The Atlanta Journal-Constitution
Pixar peers into culture for ‘Coco’
Pixar Studios, for all its renown for creating highly detailed worlds, has rarely had to worry too much about cultural authenticity. Even after all their fabled research for movies such as “Brave” and “Ratatouille,” the filmmakers have been free to use their imaginations, without real fear of offending toymakers, automakers or entomologists.
The Bay Area studio knew, however, that centering “Coco” would enter an entirely different realm, because it would include not only depictions of traditions, but also a significant increase in casting diversity.
“We knew from the early stages that in creating this film,” co-director Adrian Molina says, “accompanying it was this huge responsibility to represent it faithfully — to get the culture right — and to be very thoughtful in being stewards of what the celebration is.”

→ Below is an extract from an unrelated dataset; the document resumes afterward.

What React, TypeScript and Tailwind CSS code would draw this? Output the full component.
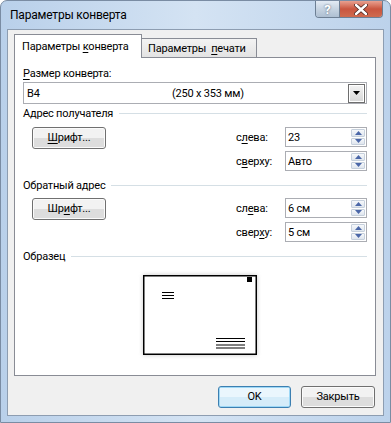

The Day of the Dead, or Día de los Muertos, is celebrated widely by Mexicans and Mexican-Americans (as well in some other nations) each autumn in remembrance of departed loved ones and in support of their journey in the hereafter. “Coco” revolves around several generations of relatives, both living and deceased, who have lessons to learn and long-buried family secrets to uncover.
Some filmmakers might have appropriated the holiday as needed, simply grafting customs and rituals onto an existing narrative. That is not at all, however, how Pixar works.
“We didn’t want to backwards-construct the story and then do an overlay of culture on top of it,” says Molina, who is of Mexican descent. “We decided pretty much when the film was greenlit — maybe even before — that we wanted to get the research done early.”
Molina, 32, grew up in Grass Valley, California (just north of Sacramento), seeing some aspects of the holiday, but not others. His Mexican-American father was born in Southern California, and his mother was born in Jalisco, Mexico.
Molina, director Lee Unkrich (“Toy Story 3″), producer Darla Anderson and story supervisor Jason Katz, in working on “Coco” over a half-dozen years, knew they needed to engage Dia de los Muertos fully.
“We wanted to experience the holiday: visit the people, visit the families, ask questions, take photos,” Molina says of the Pixar team’s research field trips to Mexico. “We wanted to really immerse ourselves in what the celebration of the Day of the Dead was. Then we would be ready to start discussing story.”
That animated story revolves around a boy, Miguel (voiced by Anthony Gonzalez), who longs to sing and play the guitar in public, despite a grandmother’s crackdown on making music — a ban that arose out of a distant family secret and still-raw emotional wound. Coco, Miguel’s great grandmother, is the last living link to that long-ago misunderstanding involving her father, a traveling musician.
“Coco” bursts with the holiday’s saturated colors, as well as such Day of the Dead markers as the “ofrenda” (private altar), brightly painted sugar skulls, cut-paper decorations and marigoldstrewn paths.
The movie “captures the fact that this is a very heterogeneous, generous festival,” says Gael Garcia Bernal, who voices the troubled ghost Hector.
The filmmakers, in turn, “didn’t impose that ‘this’ is what Day of the Dead is,” adds the Golden Globewinning Bernal (“Mozart in the Jungle”), who was born in Guadalajara. “They did what a Mexican would do: They brought in (traditions) from Oaxaca, from Guerrero, from Mexico City and different places.”